— START Supplied material —
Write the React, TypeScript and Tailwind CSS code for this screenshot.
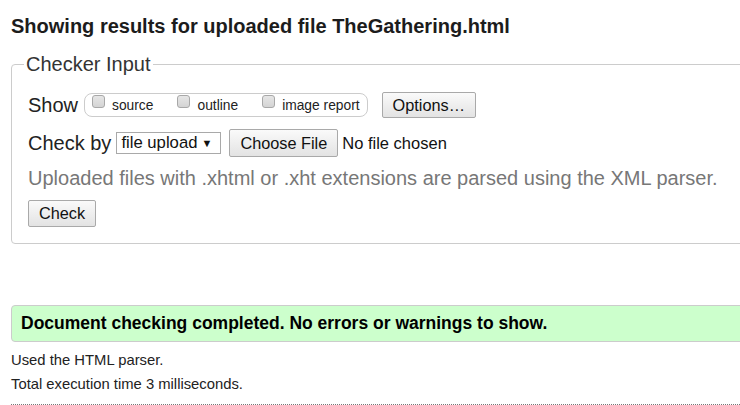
import React from 'react';

function Btn({ children, className = '' }: { children: React.ReactNode; className?: string }) {
  return (
    <button
      type="button"
      className={`flex items-center rounded-[2px] border border-[#a9a9a9] bg-gradient-to-b from-[#fafafa] to-[#e3e3e3] px-[10px] text-[16.3px] text-[#111] ${className}`}
    >
      {children}
    </button>
  );
}

function Check({ label }: { label: string }) {
  return (
    <label className="flex items-start gap-[7px]">
      <span className="mt-[1px] h-[13px] w-[13px] rounded-[3px] border border-[#a8a8a8] bg-gradient-to-b from-[#e6e6e6] to-[#d4d4d4]" />
      <span className="text-[13.8px] leading-[23px] text-[#222]">{label}</span>
    </label>
  );
}

export default function App() {
  return (
    <div className="h-[405px] w-[740px] overflow-hidden bg-white font-['Liberation_Sans',Arial,sans-serif]">
      <div className="w-[800px] pl-[11px] pt-[14px]">
        <h2 className="text-[20px] font-bold leading-[24px] text-[#1c1c1c]">
          Showing results for uploaded file TheGathering.html
        </h2>

        <fieldset className="mt-[15px] rounded-[4px] border border-[#cccccc] pb-[16px] pl-[16px]">
          <legend className="-ml-[4px] px-[2px] text-[20px] leading-[23px] text-[#333]">Checker Input</legend>

          {/* Show row */}
          <div className="mt-[15px] flex h-[28px] items-center">
            <span className="text-[20px] text-[#222]">Show</span>
            <div className="ml-[6px] flex h-[24px] items-start gap-[24px] rounded-[8px] border border-[#cccccc] px-[7px]">
              <Check label="source" />
              <Check label="outline" />
              <Check label="image report" />
            </div>
            <Btn className="ml-[14px] h-[26px]">Options…</Btn>
          </div>

          {/* Check by row */}
          <div className="mt-[10px] flex h-[28px] items-center">
            <span className="text-[20px] text-[#222]">Check by</span>
            <div className="ml-[5px] flex h-[22px] w-[105px] items-center justify-between border border-[#a9a9a9] bg-white pl-[4px] pr-[8px] text-[16.7px] text-[#111]">
              <span>file upload</span>
              <span className="text-[11px]">▼</span>
            </div>
            <Btn className="ml-[8px] h-[28px]">Choose File</Btn>
            <span className="ml-[4px] text-[16.5px] text-[#111]">No file chosen</span>
          </div>

          <p className="mt-[8px] text-[20px] leading-[26px] text-[#777]">
            Uploaded files with .xhtml or .xht extensions are parsed using the XML parser.
          </p>

          <Btn className="mt-[9px] h-[27px] text-[15.8px]">Check</Btn>
        </fieldset>

        <div className="mt-[61px] flex h-[37px] items-center rounded-l-[4px] border border-[#cccccc] bg-[#ccffcc] pl-[9px]">
          <span className="text-[17.5px] font-bold text-black">
            Document checking completed. No errors or warnings to show.
          </span>
        </div>

        <p className="mt-[6px] text-[14.8px] leading-[24px] text-[#222]">Used the HTML parser.</p>
        <p className="text-[14.8px] leading-[24px] text-[#222]">Total execution time 3 milliseconds.</p>
        <div className="mt-[8px] border-t border-dotted border-[#777]" />
      </div>
    </div>
  );
}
— END Supplied material —
Quote the data above in full and without alteration; skip the pictures.

**Solution for this problem**
Write the React, TypeScript and Tailwind CSS code for this screenshot.
import React from 'react';

function Btn({ children, className = '' }: { children: React.ReactNode; className?: string }) {
  return (
    <button
      type="button"
      className={`flex items-center rounded-[2px] border border-[#a9a9a9] bg-gradient-to-b from-[#fafafa] to-[#e3e3e3] px-[10px] text-[16.3px] text-[#111] ${className}`}
    >
      {children}
    </button>
  );
}

function Check({ label }: { label: string }) {
  return (
    <label className="flex items-start gap-[7px]">
      <span className="mt-[1px] h-[13px] w-[13px] rounded-[3px] border border-[#a8a8a8] bg-gradient-to-b from-[#e6e6e6] to-[#d4d4d4]" />
      <span className="text-[13.8px] leading-[23px] text-[#222]">{label}</span>
    </label>
  );
}

export default function App() {
  return (
    <div className="h-[405px] w-[740px] overflow-hidden bg-white font-['Liberation_Sans',Arial,sans-serif]">
      <div className="w-[800px] pl-[11px] pt-[14px]">
        <h2 className="text-[20px] font-bold leading-[24px] text-[#1c1c1c]">
          Showing results for uploaded file TheGathering.html
        </h2>

        <fieldset className="mt-[15px] rounded-[4px] border border-[#cccccc] pb-[16px] pl-[16px]">
          <legend className="-ml-[4px] px-[2px] text-[20px] leading-[23px] text-[#333]">Checker Input</legend>

          {/* Show row */}
          <div className="mt-[15px] flex h-[28px] items-center">
            <span className="text-[20px] text-[#222]">Show</span>
            <div className="ml-[6px] flex h-[24px] items-start gap-[24px] rounded-[8px] border border-[#cccccc] px-[7px]">
              <Check label="source" />
              <Check label="outline" />
              <Check label="image report" />
            </div>
            <Btn className="ml-[14px] h-[26px]">Options…</Btn>
          </div>

          {/* Check by row */}
          <div className="mt-[10px] flex h-[28px] items-center">
            <span className="text-[20px] text-[#222]">Check by</span>
            <div className="ml-[5px] flex h-[22px] w-[105px] items-center justify-between border border-[#a9a9a9] bg-white pl-[4px] pr-[8px] text-[16.7px] text-[#111]">
              <span>file upload</span>
              <span className="text-[11px]">▼</span>
            </div>
            <Btn className="ml-[8px] h-[28px]">Choose File</Btn>
            <span className="ml-[4px] text-[16.5px] text-[#111]">No file chosen</span>
          </div>

          <p className="mt-[8px] text-[20px] leading-[26px] text-[#777]">
            Uploaded files with .xhtml or .xht extensions are parsed using the XML parser.
          </p>

          <Btn className="mt-[9px] h-[27px] text-[15.8px]">Check</Btn>
        </fieldset>

        <div className="mt-[61px] flex h-[37px] items-center rounded-l-[4px] border border-[#cccccc] bg-[#ccffcc] pl-[9px]">
          <span className="text-[17.5px] font-bold text-black">
            Document checking completed. No errors or warnings to show.
          </span>
        </div>

        <p className="mt-[6px] text-[14.8px] leading-[24px] text-[#222]">Used the HTML parser.</p>
        <p className="text-[14.8px] leading-[24px] text-[#222]">Total execution time 3 milliseconds.</p>
        <div className="mt-[8px] border-t border-dotted border-[#777]" />
      </div>
    </div>
  );
}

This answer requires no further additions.